As he walked through the booths of the Bazaar, the president of Al-Quds University, Dr. Imad Abu Kishek said that the Bazaar "serves the strategy of Al-Quds University in serving the human rights cause." He further encouraged the participants from other Palestinian university as well Al-Quds Human Rights Clinic to collaborate further  and create stronger ties.

Dr. Munir Nuseibah, the director of Al-Quds Human Rights Clinic said that "the Clinic aims at creating stronger links between the university community of students, professors and workers and the local human rights society in Palestine."

Dr.

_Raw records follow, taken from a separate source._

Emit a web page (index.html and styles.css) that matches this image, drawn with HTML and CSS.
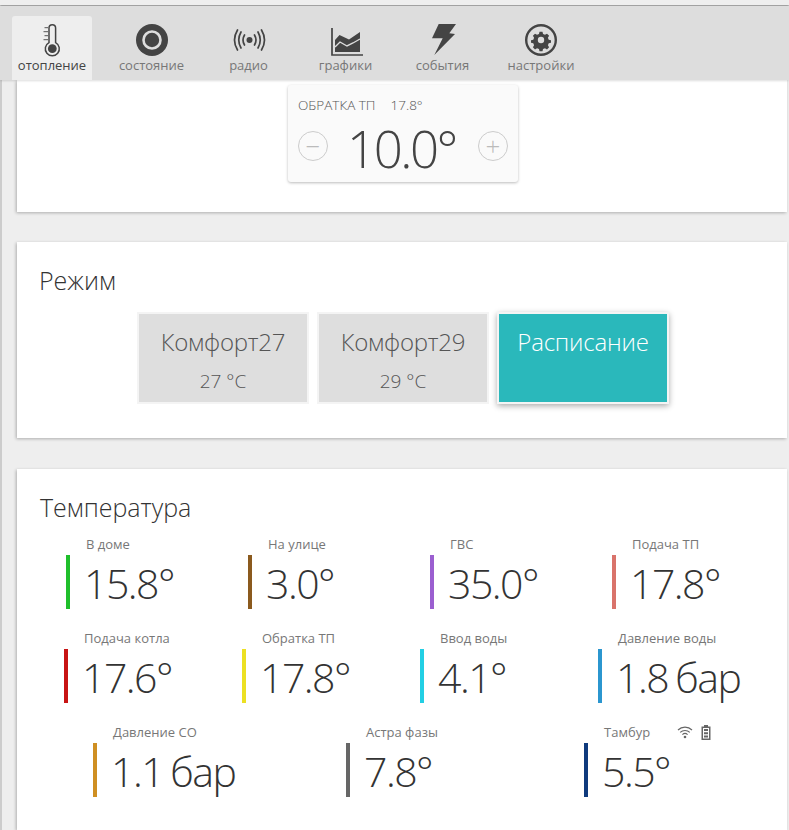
FILE: index.html
```html
<!DOCTYPE html>
<html lang="ru">
<head>
  <meta charset="UTF-8" />
  <title>Отопление</title>
  <link rel="stylesheet" href="styles.css">
</head>
<body>
  <div class="topstrip"></div>
  <nav class="tabs">
    <a class="tab active">
      <svg class="icon" viewBox="0 0 34 34"><path d="M14 5a3.300 3.300 0 0 1 6.600 0v14.600a7 7 0 1 1-6.600 0z" fill="none" stroke="#444" stroke-width="1.500"/><circle cx="17.300" cy="25.700" r="4.400" fill="#444"/><path d="M9.500 4.700h3.500M8.500 8.700h4.500M9.500 12.700h3.500M8.500 16.700h4.500" stroke="#555" stroke-width="1"/></svg>
      отопление
    </a>
    <a class="tab">
      <svg class="icon" viewBox="0 0 34 34"><circle cx="17" cy="17" r="16" fill="#444"/><circle cx="17" cy="17" r="8.500" fill="none" stroke="#ddd" stroke-width="2.600"/></svg>
      состояние
    </a>
    <a class="tab">
      <svg class="icon" viewBox="0 0 34 34"><circle cx="17.500" cy="17" r="3" fill="#444"/><path d="M5.500 7q-6 10 0 20M9 9q-4.500 8 0 16M12.500 12q-3 5 0 10M29.500 7q6 10 0 20M26 9q4.500 8 0 16M22.500 12q3 5 0 10" fill="none" stroke="#444" stroke-width="1.700" stroke-linecap="round"/></svg>
      радио
    </a>
    <a class="tab">
      <svg class="icon" viewBox="0 0 34 34"><path d="M3 5v27h31" fill="none" stroke="#444" stroke-width="1.700"/><path d="M6 17l4.500-5 9.500 4.500L31 9v20H6z" fill="#444"/><path d="M6 24l5-5 7 4 6-3 7-4" fill="none" stroke="#ddd" stroke-width="1.400"/></svg>
      графики
    </a>
    <a class="tab">
      <svg class="icon" viewBox="0 0 34 34"><path d="M12.700 1H30l-6.700 9.300 5.700.7L8.300 32l8.400-16.700H6z" fill="#444"/></svg>
      события
    </a>
    <a class="tab">
      <svg class="icon" viewBox="0 0 34 34"><circle cx="17" cy="17" r="14.800" fill="none" stroke="#444" stroke-width="2.400"/><path d="M15 6h4l.7 3 2.600 1.100 2.700-1.600 2.800 2.800-1.600 2.700 1.100 2.600 3 .7v3.400l-3 .7-1.100 2.600 1.600 2.700-2.800 2.800-2.700-1.600-2.600 1.100-.7 3h-4l-.7-3-2.600-1.100-2.700 1.600-2.800-2.800 1.600-2.700-1.100-2.600-3-.7v-3.400l3-.7 1.100-2.600-1.600-2.700 2.800-2.800 2.700 1.600 2.600-1.100z" fill="#444" transform="translate(4.250 4.250) scale(.75)"/><circle cx="17" cy="17" r="3.200" fill="#ddd"/></svg>
      настройки
    </a>
  </nav>

  <main class="content">
    <section class="card card-setpoint">
      <div class="setpoint">
        <div class="setpoint-head"><span>ОБРАТКА ТП</span><span>17.8°</span></div>
        <div class="setpoint-body">
          <span class="round-btn">−</span>
          <span class="setpoint-value">10.0°</span>
          <span class="round-btn">+</span>
        </div>
      </div>
    </section>

    <section class="card card-mode">
      <h3>Режим</h3>
      <div class="modes">
        <div class="mode"><div class="mode-name">Комфорт27</div><div class="mode-temp">27 °C</div></div>
        <div class="mode"><div class="mode-name">Комфорт29</div><div class="mode-temp">29 °C</div></div>
        <div class="mode selected"><div class="mode-name">Расписание</div></div>
      </div>
    </section>

    <section class="card card-temp">
      <h3>Температура</h3>
      <div class="sensors row-a">
        <div class="sensor"><div class="sensor-label">В доме</div><div class="sensor-value c-green">15.8°</div></div>
        <div class="sensor"><div class="sensor-label">На улице</div><div class="sensor-value c-brown">3.0°</div></div>
        <div class="sensor"><div class="sensor-label">ГВС</div><div class="sensor-value c-purple">35.0°</div></div>
        <div class="sensor"><div class="sensor-label">Подача ТП</div><div class="sensor-value c-rose">17.8°</div></div>
      </div>
      <div class="sensors row-b">
        <div class="sensor"><div class="sensor-label">Подача котла</div><div class="sensor-value c-red">17.6°</div></div>
        <div class="sensor"><div class="sensor-label">Обратка ТП</div><div class="sensor-value c-yellow">17.8°</div></div>
        <div class="sensor"><div class="sensor-label">Ввод воды</div><div class="sensor-value c-cyan">4.1°</div></div>
        <div class="sensor"><div class="sensor-label">Давление воды</div><div class="sensor-value c-blue">1.8 бар</div></div>
      </div>
      <div class="sensors row-c">
        <div class="sensor"><div class="sensor-label">Давление СО</div><div class="sensor-value c-orange">1.1 бар</div></div>
        <div class="sensor"><div class="sensor-label">Астра фазы</div><div class="sensor-value c-gray">7.8°</div></div>
        <div class="sensor">
          <div class="sensor-label">Тамбур
            <span class="status-icons">
              <svg width="16" height="14" viewBox="0 0 16 14"><g fill="none" stroke="#666" stroke-width="1.200"><path d="M1 5a10 10 0 0 1 14 0M3.200 7.400a7 7 0 0 1 9.600 0M5.400 9.600a4 4 0 0 1 5.200 0"/></g><circle cx="8" cy="12" r="1.300" fill="#666"/></svg>
              <svg width="10" height="15" viewBox="0 0 10 15"><path d="M3 0h4v1.500h2.500V15H.5V1.500H3z" fill="#666"/><path d="M2 3h6v10.500H2z" fill="#fff"/><path d="M3 4h4v2H3zM3 7.200h4v2H3zM3 10.400h4v2H3z" fill="#666"/></svg>
            </span>
          </div>
          <div class="sensor-value c-navy">5.5°</div>
        </div>
      </div>
    </section>
  </main>
</body>
</html>
```

FILE: styles.css
```css
body { margin: 0; background: #eee; font-family: "Open Sans", "Noto Sans", sans-serif; color: #444; }

.topstrip { height: 5px; background: #eee; box-shadow: 0 1px 2px #888; }

.tabs { display: flex; gap: 17px; height: 64px; padding: 10px 0 0 12px; margin-top: 1px; background: #ddd; box-shadow: 0 1px 2px #0002; position: relative; }
.tab { width: 80px; height: 64px; display: flex; flex-direction: column; align-items: center; font-size: 13px; line-height: 16px; color: #777; border-radius: 3px 3px 0 0; }
.tab:first-child { margin-right: 2.500px; }
.tab:last-child { margin-left: 1.500px; }
.tab.active { background: #eee; color: #444; }
.icon { width: 34px; height: 34px; margin: 7px 0 0; flex: none; }

.content { border-left: 2px solid #ccc; padding: 0 2px 0 15px; }
.card { background: #fff; box-shadow: -1px 1px 3px #0004; margin-bottom: 30px; }
.card h3 { margin: 0; font-size: 25px; line-height: 34px; font-weight: 300; color: #333; }

.card-setpoint { height: 132px; padding-top: 5px; box-sizing: border-box; }
.setpoint { width: 230px; height: 97px; margin: 0 auto; box-sizing: border-box; padding: 10px; background: #fafafa; border-radius: 3px; box-shadow: 0 1px 3px #0004; position: relative; left: 1px; }
.setpoint-head { display: flex; gap: 15px; font-size: 13.500px; line-height: 20px; font-weight: 300; color: #555; }
.setpoint-body { display: flex; align-items: center; justify-content: space-between; height: 62px; }
.setpoint-value { font-size: 51px; font-weight: 300; line-height: 50px; letter-spacing: -2.500px; color: #444; margin: 3px 0 0 -3px; }
.round-btn { width: 28px; height: 28px; border: 1px solid #ccc; border-radius: 50%; display: flex; align-items: center; justify-content: center; font-size: 26px; font-weight: 300; color: #bbb; }

.card-mode { height: 196px; box-sizing: border-box; padding: 21px 22px 0; margin-bottom: 31px; }
.modes { display: flex; justify-content: center; gap: 8px; margin: 15px 0 0 2px; }
.mode { width: 172px; height: 92px; flex: none; box-sizing: border-box; text-align: center; background: #dedede; border: 2px solid #f4f4f4; color: #555; font-weight: 300; }
.mode-name { font-size: 24px; line-height: 34px; margin-top: 11px; letter-spacing: -.2px; }
.mode-temp { font-size: 19px; line-height: 26px; margin-top: 9px; }
.mode.selected { background: #2ab8bb; border-color: #f4f4f4; color: #fff; box-shadow: 0 2px 6px #0005; }

.card-temp { padding: 21px 23px 0; height: 361px; box-sizing: border-box; margin-bottom: 0; overflow: hidden; }
.sensors { display: grid; height: 94px; margin-left: -23px; }
.row-a { grid-template-columns: repeat(4, 182px); padding-left: 49px; margin-top: 11px; }
.row-b { grid-template-columns: repeat(4, 178px); padding-left: 47px; }
.row-c { grid-template-columns: 253px 238px 160px; padding-left: 76px; }
.sensor-label { margin-left: 20px; font-size: 13px; line-height: 18px; color: #777; display: flex; gap: 27px; }
.sensor-value { height: 54px; margin-top: 2px; border-left: 4px solid #888; padding-left: 14px; font-size: 41px; line-height: 56px; font-weight: 300; color: #333; letter-spacing: -1.500px; word-spacing: -2px; white-space: nowrap; }
.status-icons { display: inline-flex; gap: 8px; align-items: center; }

.c-green { border-color: #1fbf2b; }
.c-brown { border-color: #8b5a1e; }
.c-purple { border-color: #9b5fd0; }
.c-rose { border-color: #d9736b; }
.c-red { border-color: #c81414; }
.c-yellow { border-color: #ece022; }
.c-cyan { border-color: #22cfe4; }
.c-blue { border-color: #2b96cf; }
.c-orange { border-color: #cf8f22; }
.c-gray { border-color: #666; }
.c-navy { border-color: #0f3a7d; }
```
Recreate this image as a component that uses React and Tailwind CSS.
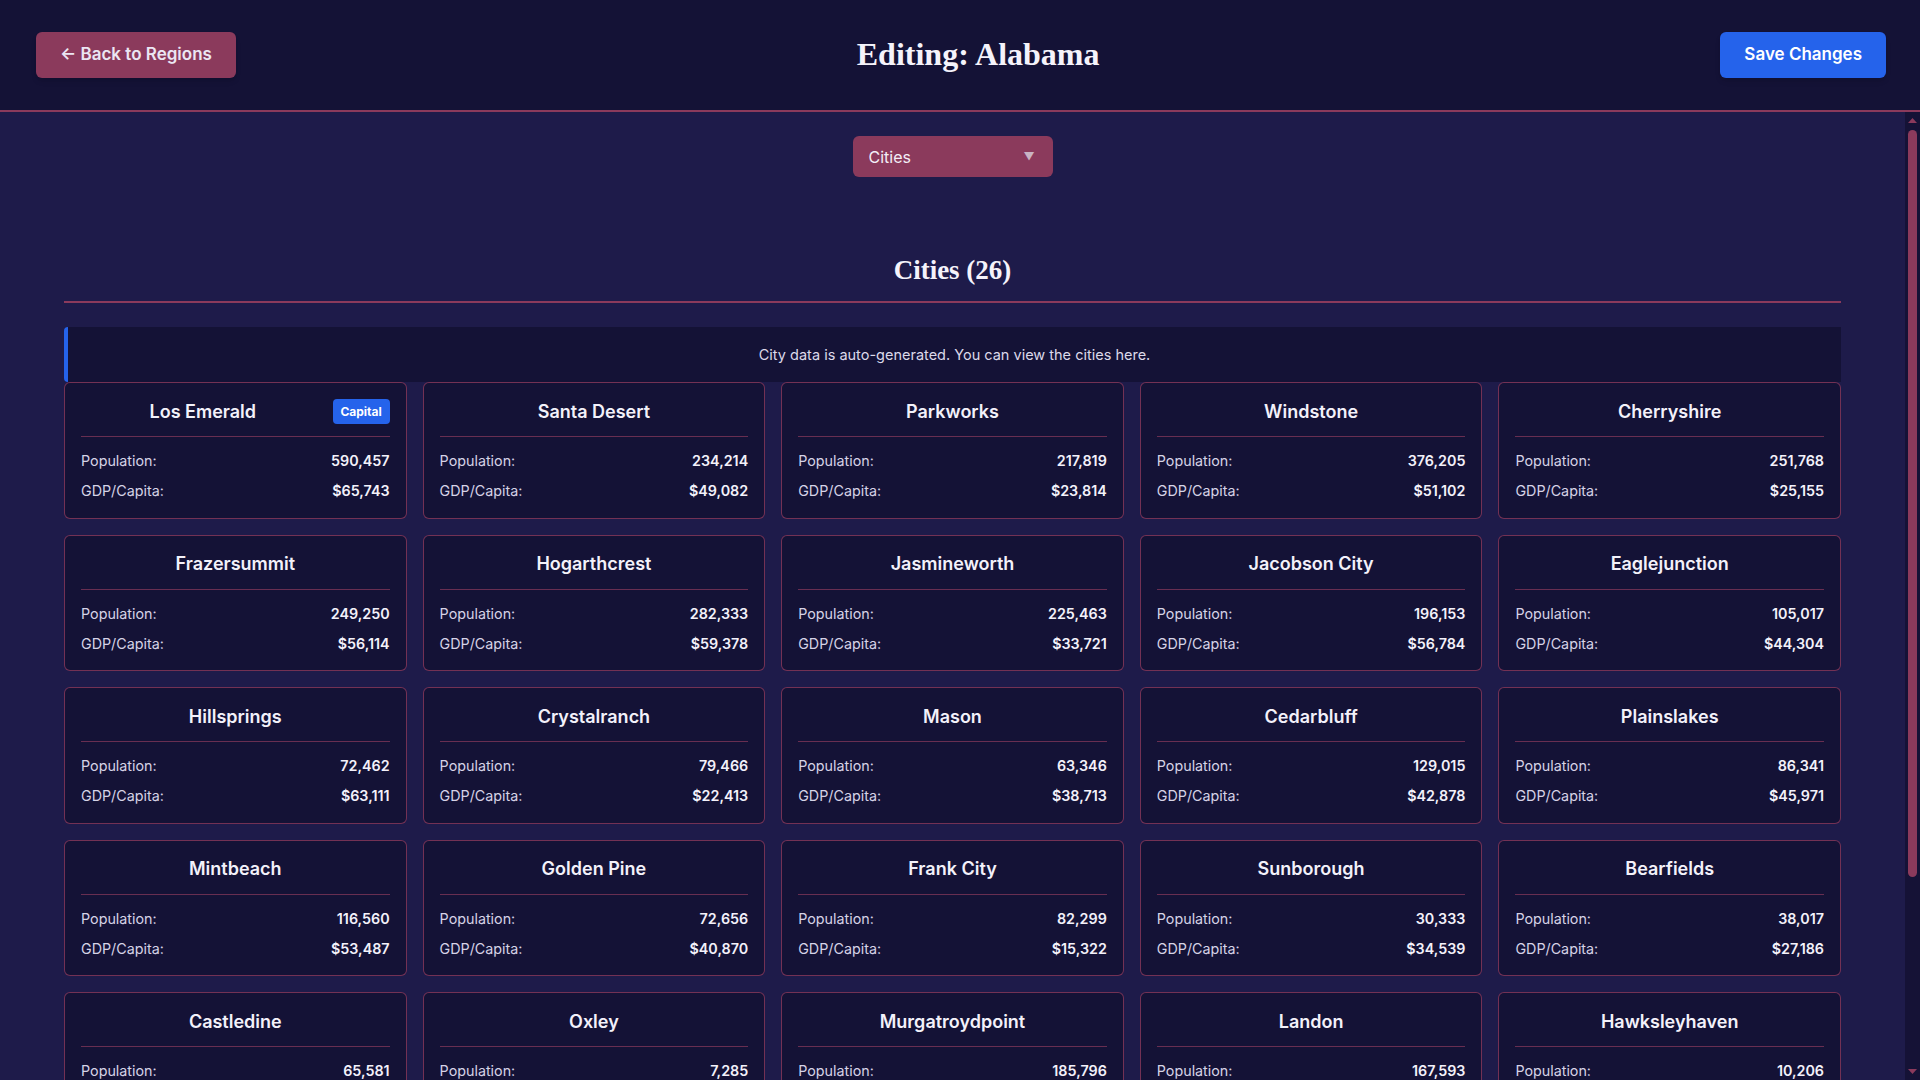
import React from "react";

const cities = [
  ["Los Emerald", "590,457", "$65,743", true],
  ["Santa Desert", "234,214", "$49,082"],
  ["Parkworks", "217,819", "$23,814"],
  ["Windstone", "376,205", "$51,102"],
  ["Cherryshire", "251,768", "$25,155"],
  ["Frazersummit", "249,250", "$56,114"],
  ["Hogarthcrest", "282,333", "$59,378"],
  ["Jasmineworth", "225,463", "$33,721"],
  ["Jacobson City", "196,153", "$56,784"],
  ["Eaglejunction", "105,017", "$44,304"],
  ["Hillsprings", "72,462", "$63,111"],
  ["Crystalranch", "79,466", "$22,413"],
  ["Mason", "63,346", "$38,713"],
  ["Cedarbluff", "129,015", "$42,878"],
  ["Plainslakes", "86,341", "$45,971"],
  ["Mintbeach", "116,560", "$53,487"],
  ["Golden Pine", "72,656", "$40,870"],
  ["Frank City", "82,299", "$15,322"],
  ["Sunborough", "30,333", "$34,539"],
  ["Bearfields", "38,017", "$27,186"],
  ["Castledine", "65,581", "$31,204"],
  ["Oxley", "7,285", "$18,650"],
  ["Murgatroydpoint", "185,796", "$47,392"],
  ["Landon", "167,593", "$52,018"],
  ["Hawksleyhaven", "10,206", "$29,447"],
  ["Riverton Falls", "54,118", "$36,902"],
];

function CityCard({ name, pop, gdp, capital }) {
  return (
    <div className="rounded-md border border-[#8b3a5c]/80 bg-[#141236] px-4 pt-4 pb-[16.5px]">
      <div className="box-content flex h-[25px] items-center gap-2 border-b border-[#8b3a5c]/70 pb-3">
        <h3 className="flex-1 text-center text-[18px] font-semibold leading-none text-[#f3f1fa]">{name}</h3>
        {capital && (
          <span className="flex h-[25px] w-[57px] items-center justify-center rounded bg-[#2563eb] text-[12px] font-bold text-white">
            Capital
          </span>
        )}
      </div>
      <div className="mt-[14px] flex flex-col gap-[10px] text-[14.3px] leading-5">
        <div className="flex justify-between">
          <span className="text-[#d6d3e6]">Population:</span>
          <span className="font-semibold text-[#f3f1fa]">{pop}</span>
        </div>
        <div className="flex justify-between">
          <span className="text-[#d6d3e6]">GDP/Capita:</span>
          <span className="font-semibold text-[#f3f1fa]">{gdp}</span>
        </div>
      </div>
    </div>
  );
}

function Scrollbar() {
  return (
    <div className="flex w-[15px] shrink-0 flex-col items-center bg-[#151236]">
      <svg width="15" height="15" viewBox="0 0 15 15" className="shrink-0">
        <path d="M3 11 L12 11 L7.5 6 Z" fill="#8b3a5c" />
      </svg>
      <div className="mt-[3px] h-[747px] w-[9px] rounded-full bg-[#8b3a5c]" />
      <div className="flex-1" />
      <svg width="15" height="15" viewBox="0 0 15 15" className="shrink-0">
        <path d="M3 4 L12 4 L7.5 9 Z" fill="#8b3a5c" />
      </svg>
    </div>
  );
}

export default function App() {
  return (
    <div className="flex h-screen flex-col bg-[#1e1b4a] font-['Inter','Noto_Sans',sans-serif] text-[#ece9f5]">
      <header className="flex h-[112px] shrink-0 items-center justify-between border-b-2 border-[#8b3a5c] bg-[#141236] pl-9 pr-[34px]">
        <button className="h-[46px] rounded-md bg-[#8b3a5c] px-6 text-[17px] font-semibold text-[#ebe6f3] shadow-md">
          ← Back to Regions
        </button>
        <h1 className="mb-[2px] font-['Liberation_Serif',serif] text-[32px] font-bold leading-10 text-[#f5f3fb]">Editing: Alabama</h1>
        <button className="h-[46px] rounded-md bg-[#2563eb] px-6 text-[17px] font-semibold text-white shadow-md">
          Save Changes
        </button>
      </header>
      <div className="flex min-h-0 flex-1">
        <main className="min-w-0 flex-1 overflow-y-auto px-16 pt-6 [scrollbar-width:none]">
          <div className="flex justify-center">
            <div className="flex h-[41px] w-[200px] items-center justify-between rounded-md bg-[#8b3a5c] pl-[16px] pr-[18px] text-[16px] text-[#f3eef7]">
              <span>Cities</span>
              <span className="text-[11px] text-[#c9b3c3]">▼</span>
            </div>
          </div>
          <h2 className="mt-[77px] border-b-2 border-[#8b3a5c] pb-[15px] text-center font-['Liberation_Serif',serif] text-[27px] font-bold leading-8 text-[#f5f3fb]">
            Cities (26)
          </h2>
          <div className="mt-6 flex h-[55px] items-center justify-center rounded-l border-l-4 border-[#2563eb] bg-[#141236] text-[14.5px] text-[#dcd9ea]">
            City data is auto-generated. You can view the cities here.
          </div>
          <div className="grid grid-cols-5 gap-4 pb-12">
            {cities.map((c) => (
              <CityCard key={c[0]} name={c[0]} pop={c[1]} gdp={c[2]} capital={c[3]} />
            ))}
          </div>
        </main>
        <Scrollbar />
      </div>
    </div>
  );
}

Omar Rahhal, the director of Shams, one of the human rights organizations participating in the event, said that this bazaar supports knowledge exchange between the participating human rights organizations and expressed that he believes that the bazaar creates a good environment for law students and representatives of human rights organizations to meet. He added that Al-Quds University is a pioneer in organizing creative human rights activities and in serving human rights.

During the bazaar, the Clinic organized a screening of "The Wanted 18," by the Palestinian director Amer Shomali and the Canadian director Paul Cowan. This film told the extraordinary story the  town of Beit Sahour in the West Bank, which sought some level of independence and self sustainability during the first Intifada (late 1980s and early 1990s). Their initiative was to buy 18 cows and to distribute their milk to the villagers. However, the occupation forces in the West Bank saw this initiative as a security threat and did its best to find and confiscate the cows. The people of Beit Sahour resisted this attempt and managed to hide the cows from the occupation forces.

After the screening of the film, the famous Palestinian philosopher and previous president of Al-Quds University, Prof. Sari Nusseibeh, led a discussion about popular resistance. He hosted Dr. Jad Ishaq, the director of the Applied Research Institute- Jerusalem and Mr. Jamil Barghouthi, and asked them whether the experience Palestinian can or should be repeated. Both speakers stressed that popular resistance was quite successful in the first Intifada. According to Jad Ishaq, we would have had a functioning Palestinian state in place if the Intifada had not ended in the way it did.

The panel discussion stimulated lively discussion and many probing questions from those in attendance.  Discussion focused on strategy and vision: questioning what large-scale Palestinian organization would require, what would be its aims, and what would be necessary to achieve the desired outcome.  During the discussion, different strategies of resistance were discussed; among them: boycott, the need for popular education, steadfastness, offering safe haven to fugitives, and intifada. 

Dr. Ishaq shared that the occupation forces earn $400 million in transport permit costs per year.  That Palestine loses $7 billion per year in lost economy due to the occupation.  He reminded people in attendance that it has been 20 years since Oslo was signed and that it is time to plan for a self-sufficient nation in this age of globalization.  The consensus from all those who spoke was that we are now in a time where we must think of Palestinian identity first and party affiliation only in that context.  People left the conversation enriched and discussed the issues brought up during the panel long after they’d left the auditorium.